According to reports, museum officials asked a group of firefighters to leave early as they closed the museum for the event, which the firefighters did in tears, and then turned away an NYPD officer who had come with his wife. The museum had been open 24/7 before its public opening so that family members and first responders could visit unhindered by the rush of crowds.
Museum spokesman Michael Frazier, however, said the event was just a “small gathering” rather than “festive,” and that it “was done respectfully and in recognition of our supporters who helped to build the memorial and museum,” adding that 9/11 family members were among the attendees.
Museum officials also unveiled plans for The Pavilion Cafe Wednesday, which will feature “New York-made draft beers and American wines on tap,” as well as mostly vegetarian “comfort foods” from local farms and vendors.
“[The] brains behind the museum apparently regard their cathartic masterpiece as just another cultural venue like MoMA or the Whitney,” wrote New York Post columnist Steve Cuozo, noting that the cafe’s owner also runs the venues at other famous Manhattan museums. “I can go for tomato soup and grilled cheese after staring at Picassos for a few hours. My appetite isn’t the same after a tour through hell.”

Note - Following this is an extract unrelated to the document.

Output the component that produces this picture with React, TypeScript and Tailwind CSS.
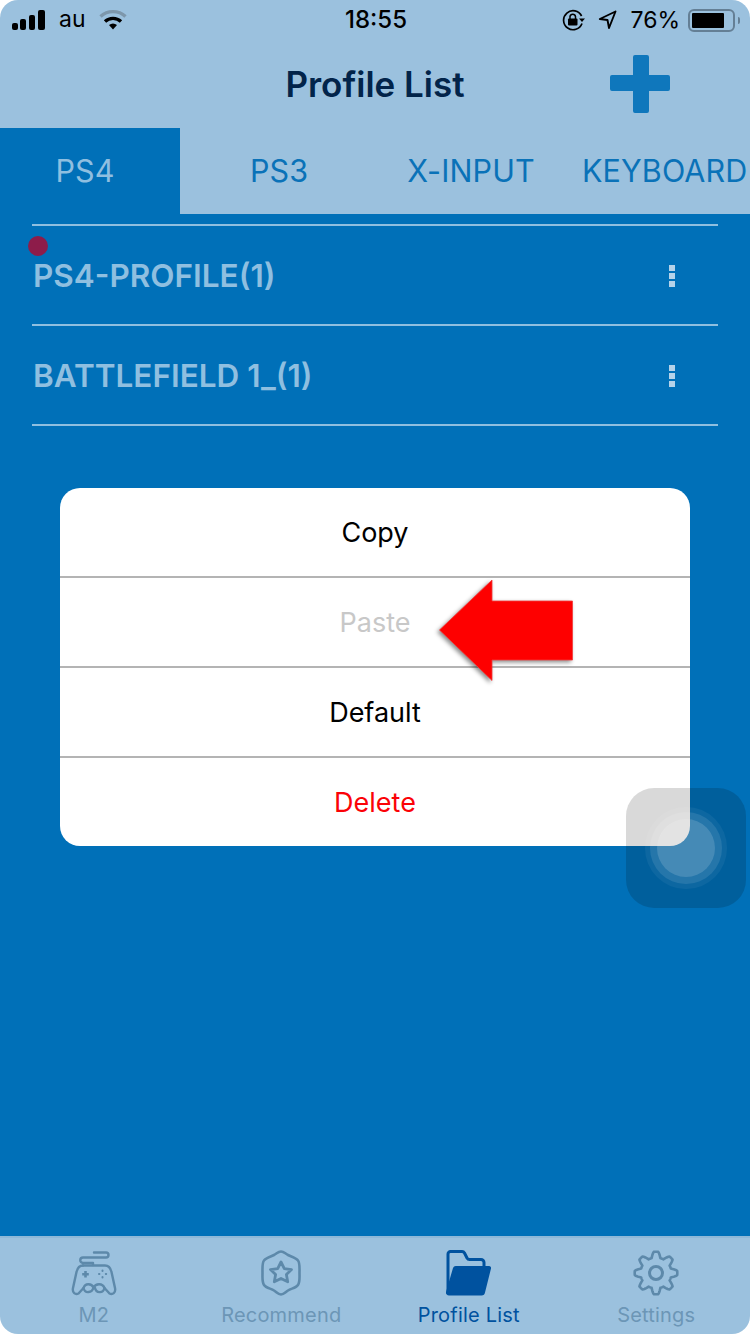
const profiles = ["PS4-PROFILE(1)", "BATTLEFIELD 1_(1)"];

const menu = [
  { label: "Copy", tone: "text-black", size: "h-[90px] border-b-2 border-[#b4b4b4]" },
  { label: "Paste", tone: "text-[#c8c8c8]", size: "h-[90px] border-b-2 border-[#b4b4b4]" },
  { label: "Default", tone: "text-black", size: "h-[90px] border-b-2 border-[#b4b4b4]" },
  { label: "Delete", tone: "text-[#fb0207]", size: "h-[88px]" },
];

// 8 rounded teeth round the settings cog
const gearPath = (() => {
  const points: string[] = [];
  for (let i = 0; i < 240; i++) {
    const a = (i / 240) * Math.PI * 2;
    const wave = Math.max(-1, Math.min(1, Math.cos(a * 8) * 1.5));
    const r = 18.4 + wave * 2.9;
    points.push(`${(23 + r * Math.sin(a)).toFixed(2)} ${(23 - r * Math.cos(a)).toFixed(2)}`);
  }
  return `M${points.join(" L")} Z`;
})();

function StatusBar() {
  return (
    <div className="grid h-10 grid-cols-3 items-center pl-3 pr-[10px] text-[23px] leading-none text-black">
      <div className="flex items-center">
        <svg width="34" height="21" viewBox="0 0 34 21" fill="currentColor">
          <rect x="0" y="13" width="6" height="7" rx="2" />
          <rect x="8" y="9" width="6" height="11" rx="2" />
          <rect x="17" y="5" width="6" height="15" rx="2" />
          <rect x="26" y="0" width="7" height="20" rx="2" />
        </svg>
        <span className="ml-[13px] -mt-[1px]">au</span>
        <svg className="ml-[13px]" width="28" height="22" viewBox="0 0 28 22" fill="none">
          <path d="M1.5 7.5 C8.5 1 19.5 1 26.5 7.5" stroke="#7d97ab" strokeWidth="3.4" />
          <path d="M6 12.5 C10.5 8.3 17.5 8.3 22 12.5" stroke="#000" strokeWidth="3.4" />
          <path d="M10 16 C12.5 14 15.5 14 18 16 L14 20.5 Z" fill="#000" />
        </svg>
      </div>
      <div className="text-center text-[24px] font-medium">18:55</div>
      <div className="flex items-center justify-end">
        <svg width="23" height="22" viewBox="0 0 23 22" fill="none">
          <path d="M20 14.5 A9.5 9.5 0 1 1 19.6 7" stroke="#000" strokeWidth="1.7" />
          <path d="M17 9.5 L23 9.5 L20 13 Z" fill="#000" />
          <rect x="6" y="9.5" width="9.5" height="7" rx="1" fill="#000" />
          <path d="M8 10 V7.5 A2.8 2.8 0 0 1 13.5 7.5 V10" stroke="#000" strokeWidth="1.5" />
        </svg>
        <svg className="ml-[13px]" width="19" height="20" viewBox="0 0 19 20" fill="none">
          <path d="M17.5 1.5 L1.8 9 L9.5 10 L11 18 Z" stroke="#000" strokeWidth="1.9" strokeLinejoin="round" />
        </svg>
        <span className="ml-[13px]">76%</span>
        <div className="ml-2 flex items-center">
          <div className="h-[23px] w-[47px] rounded-[6px] border-2 border-[#647f95] p-[2px]">
            <div className="h-full w-[32px] rounded-[1px] bg-black" />
          </div>
          <div className="ml-[3px] h-[7px] w-[2px] rounded-r-sm bg-[#647f95]" />
        </div>
      </div>
    </div>
  );
}

function Header() {
  return (
    <div className="relative flex h-[88px] items-center justify-center">
      <h1 className="text-[35px] font-semibold leading-none text-[#02244a]">Profile List</h1>
      <button type="button" className="absolute left-[610px] top-[15px]">
        <svg className="block" width="60" height="58" viewBox="0 0 60 58" fill="#0f77bc">
          <path d="M23 2 a2 2 0 0 1 2 -2 h12 a2 2 0 0 1 2 2 v18 h19 a2 2 0 0 1 2 2 v12 a2 2 0 0 1 -2 2 h-19 v20 a2 2 0 0 1 -2 2 h-12 a2 2 0 0 1 -2 -2 v-20 h-21 a2 2 0 0 1 -2 -2 v-12 a2 2 0 0 1 2 -2 h21 z" />
        </svg>
      </button>
    </div>
  );
}

function Tabs() {
  return (
    <div className="flex h-[86px] text-[30.5px] leading-none tracking-[0.1px] text-[#0a72b8]">
      <div className="flex w-[180px] items-center justify-center bg-[#0070b8] pr-[10px] text-[#8fbfe0]">PS4</div>
      <div className="flex w-[198px] items-center justify-center">PS3</div>
      <div className="flex w-[186px] items-center justify-center">X-INPUT</div>
      <div className="flex w-[186px] items-center whitespace-nowrap pl-[18px]">KEYBOARD</div>
    </div>
  );
}

function ProfileRow({ name, dot }: { name: string; dot?: boolean }) {
  return (
    <div className="relative flex h-[100px] items-center justify-between border-b-2 border-[#8fbfe0] pl-px pr-[43px] pt-[2px]">
      {dot ? <span className="absolute left-[-4px] top-[10px] size-5 rounded-full bg-[#8d1c4a]" /> : null}
      <span className="text-[31.5px] font-semibold leading-none text-[#8fbfe0]">{name}</span>
      <span className="flex flex-col gap-[2px]">
        <i className="size-[6px] bg-[#b5d3ea]" />
        <i className="size-[6px] bg-[#b5d3ea]" />
        <i className="size-[6px] bg-[#b5d3ea]" />
      </span>
    </div>
  );
}

function ContextMenu() {
  return (
    <div className="relative mx-[60px] mt-[62px] overflow-hidden rounded-[20px] bg-white">
      {menu.map((item) => (
        <div key={item.label} className={`flex items-center justify-center text-[27px] leading-none ${item.tone} ${item.size}`}>
          {item.label}
        </div>
      ))}
    </div>
  );
}

function RedArrow() {
  return (
    <svg
      className="absolute left-[436px] top-[576px] drop-shadow-[-2px_2px_2px_rgba(0,0,0,0.45)]"
      width="142"
      height="110"
      viewBox="0 0 142 110"
    >
      <path d="M3.5 54 L56 4 V25 H136.5 V84 H56 V104.5 Z" fill="#fe0000" stroke="#f23a3a" strokeWidth="0.8" />
    </svg>
  );
}

function AssistiveTouch() {
  return (
    <div className="absolute left-[626px] top-[788px] flex size-[120px] items-center justify-center rounded-[28px] bg-black/15">
      <div className="flex size-[82px] items-center justify-center rounded-full bg-white/5">
        <div className="flex size-[72px] items-center justify-center rounded-full bg-white/10">
          <div className="size-[58px] rounded-full bg-white/15" />
        </div>
      </div>
    </div>
  );
}

function GamepadIcon() {
  return (
    <svg width="46" height="46" viewBox="0 0 46 46" fill="none" stroke="#5d89aa" strokeWidth="2.4" strokeLinecap="round" strokeLinejoin="round">
      <path d="M23 2.5 H35 a2.3 2.3 0 0 1 0 5 H12 a2.4 2.4 0 0 0 0 5.5 H22 V15" />
      <path d="M12 15.5 H34 C38 15.5 39.5 18 40.5 22 L44 38 C45 43 41.5 45 38.5 43.5 L33.5 38" />
      <path d="M12 15.5 C8 15.5 6.5 18 5.5 22 L2 38 C1 43 4.5 45 7.5 43.5 L12.5 38" />
      <path d="M12.5 38 C14 33 20.5 33 22.5 37.5 C25 33 31.5 33 33.5 38 C32 44 25 43 24 38 M22.5 37.5 C21 43 14 44 12.5 38" />
      <path d="M14.5 21 V27.5 M11.2 24.2 H17.8" strokeWidth="2.6" strokeLinecap="butt" />
      <path d="M31.5 20.6 V21 M31.5 27 V27.4 M28 24 H28.4 M34.8 24 H35.2" strokeWidth="2" />
    </svg>
  );
}

function BadgeIcon() {
  return (
    <svg width="44" height="46" viewBox="0 0 44 46" fill="none" stroke="#5d89aa" strokeWidth="2.6" strokeLinejoin="round">
      <path d="M22 1.5 C25 1.5 26 3.5 29 5 C32 6.5 37 8 39 10.5 C41 13 40.5 18 40.5 23 C40.5 28 41 32 39 35 C37 38 32 38.5 29 40.5 C26 42.5 25 44.5 22 44.5 C19 44.5 18 42.5 15 40.5 C12 38.5 7 38 5 35 C3 32 3.5 28 3.5 23 C3.5 18 3 13 5 10.5 C7 8 12 6.5 15 5 C18 3.5 19 1.5 22 1.5 Z" />
      <path d="M22 12 L25.3 18.6 L32.5 19.6 L27.4 24.6 L28.7 31.8 L22 28.4 L15.3 31.8 L16.6 24.6 L11.5 19.6 L18.7 18.6 Z" strokeWidth="2.8" />
    </svg>
  );
}

function FolderIcon() {
  return (
    <svg width="45" height="46" viewBox="0 0 45 46">
      <path d="M2 44 V4 a2.5 2.5 0 0 1 2.5 -2.5 H16 a3 3 0 0 1 2.5 1.5 L21 8 a3 3 0 0 0 2.5 1.5 H35 a3 3 0 0 1 3 3 V16" fill="none" stroke="#00529f" strokeWidth="3" />
      <path d="M0 42 L7 18 a3 3 0 0 1 3 -2 H43 a2 2 0 0 1 2 2.5 L39 42.5 a3.5 3.5 0 0 1 -3.5 3 H3 a3 3 0 0 1 -3 -3.5 Z" fill="#00529f" />
    </svg>
  );
}

function GearIcon() {
  return (
    <svg width="46" height="46" viewBox="0 0 46 46" fill="none" stroke="#5d89aa" strokeWidth="2.6" strokeLinejoin="round">
      <path d={gearPath} />
      <circle cx="23" cy="23" r="6.5" strokeWidth="3" />
    </svg>
  );
}

function TabBar() {
  const items = [
    { label: "M2", icon: <GamepadIcon />, active: false },
    { label: "Recommend", icon: <BadgeIcon />, active: false },
    { label: "Profile List", icon: <FolderIcon />, active: true },
    { label: "Settings", icon: <GearIcon />, active: false },
  ];
  return (
    <div className="grid h-[98px] grid-cols-4 border-t-2 border-[#8eb8d8]">
      {items.map((item) => (
        <div key={item.label} className="flex flex-col items-center pt-[12px]">
          <div className="h-[46px]">{item.icon}</div>
          <span className={`mt-[9px] text-[20px] leading-none tracking-[0.2px] ${item.active ? "text-[#00529f]" : "text-[#6c96b6]"}`}>
            {item.label}
          </span>
        </div>
      ))}
    </div>
  );
}

export default function App() {
  return (
    <div className="h-[1334px] w-[750px] overflow-hidden bg-white font-['Inter',sans-serif]">
      <div className="relative flex h-full flex-col overflow-hidden rounded-[18px] bg-[#9bc1de]">
        <StatusBar />
        <Header />
        <Tabs />
        <main className="flex-1 bg-[#0070b8] pt-[10px]">
          <div className="mx-[32px] border-t-2 border-[#8fbfe0]">
            {profiles.map((name, i) => (
              <ProfileRow key={name} name={name} dot={i === 0} />
            ))}
          </div>
          <ContextMenu />
        </main>
        <TabBar />
        <RedArrow />
        <AssistiveTouch />
      </div>
    </div>
  );
}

Last week, several family members protested the inclusion of human remains in a museum that would include such commercial venues, as well as the $24 entrance fee. Officials say the cafe will be run for profit by its private owners.
“To me, it’s the crassest, most insensitive thing to have a commercial enterprise at the place where my son died,” said Diane Horning to the Post, remembering her son Matthew, who was among those whose remains were never identified.
The clash of consumption with the sacred at the site has frayed emotions almost since the beginning. Many had also decried as crass the decision of then-President George W. Bush, in the immediate aftermath of the 9/11 attacks, to encourage Americans to continue to consume as usual and to not let the terrorists win by slowing down the US economy.
“To care for the Memorial and Museum, our organization relies on private fundraising, gracious donations and revenue from ticketing and carefully selected keepsake items for retail,” said museum spokesman Mr. Frazier, in a statement. The National September 11 Memorial and Museum, which cost a total of $700 million to build, and will cost about $60 million to run each year – including $10 million a year for security – will be the most expensive memorial in the nation.
But some of the keepsakes have struck many as trite, offensive, and predictably overpriced tchotchkes. These include a $39 “Darkness Hoodie” with an image of the Twin Towers and the words “In Darkness We Shine Brightest” emblazoned on the front, $95 silk scarves printed with images of the Manhattan skyline or depicting “lunchtime on the WTC plaza,” as well as $39 heart-shaped rocks, stamped with slogans such as “United in Hope,” "Honor," or the quote from the ancient poet Virgil that marks where the museum holds the unidentified remains, “No day shall erase you from the memory of time.”
Many note that other museums commemorating tragedy sell similar trinkets to raise funds, including Arlington National Cemetery, the Pearl Harbor memorial in Hawaii, and the Holocaust Memorial Museum in Washington.
But critics contend that, unlike those memorials, the 9/11 museum is the actual space where thousands died and where unidentified remains are still entombed – which demands a significantly different kind of reverence.
“It's not right, selling dog raincoats to commercialize the deaths of 3,000 people,” wrote David Cutler, a guest columnist for a consortium of Cleveland news organizations. “When you're on sacred ground, where victims jumped to their deaths from the burning towers, the idea of someone buying a black and white 'Darkness Hoodie' for $39, at that very spot, seems vile.”